The Hillsborough disaster in 1989 saw 96 Liverpool fans killed and the inquests into the incident have revealed that it took place due to the gross negligence of the match commander David Duckenfield. The verdict has finally exonerated Liverpool fans after a 27-year long wait for justice.
The disaster took place during the 1989 FA Cup semi-final between Liverpool-Nottingham Forest, for which Hillsborough was chosen to be the neutral venue. With too many fans trying to enter the stadium through the turnstiles, the police panicked and opened the exit gates, and with the situation going out of control, a number of fans were crushed in the pens. The mob was held responsible for the crushing and the disaster that ensued for the longest time.
But on Tuesday morning, the jury on the disaster concluded that it was the police action that created a dangerous situation for the fans at the turnstiles, and the failure by the commanding officers caused a crush on the terraces.
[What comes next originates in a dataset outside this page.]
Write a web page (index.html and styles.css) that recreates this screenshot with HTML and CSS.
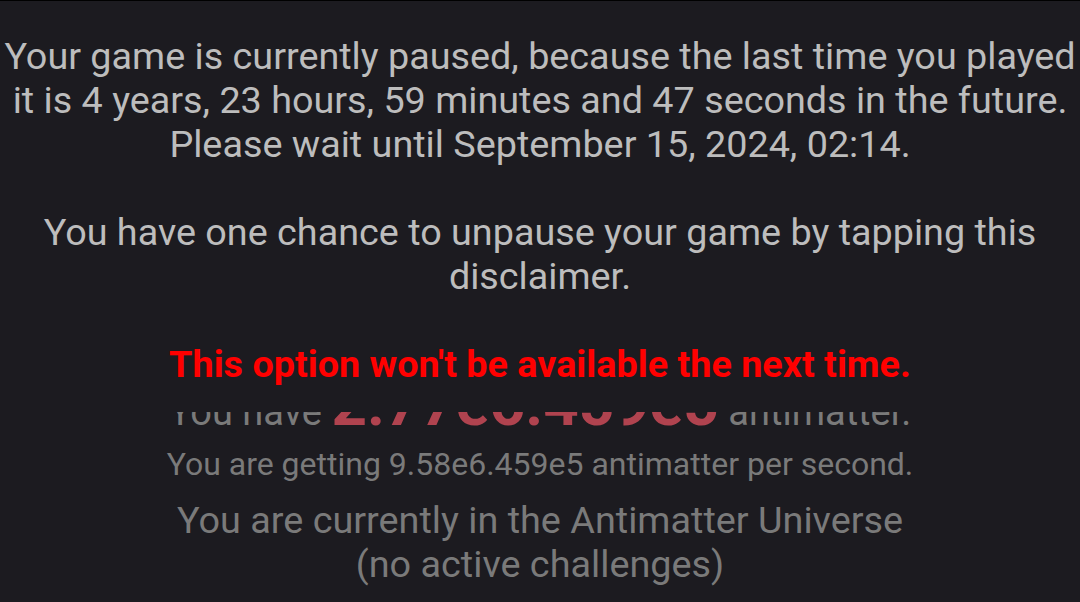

Further, the jury added that there were mistakes in the police control box over the order to open the exit gates and the Leppings Lane in Hillsborough.
The delay in emergency response from the police played a part too, as did defects in the stadium.
The verdict from the inquests comes as a major relief for Liverpool fans, who had long demanded justice for the 96, and relived fans outside the courtroom were seen punching the air after the announcement was made, to celebrate the justice served eventually.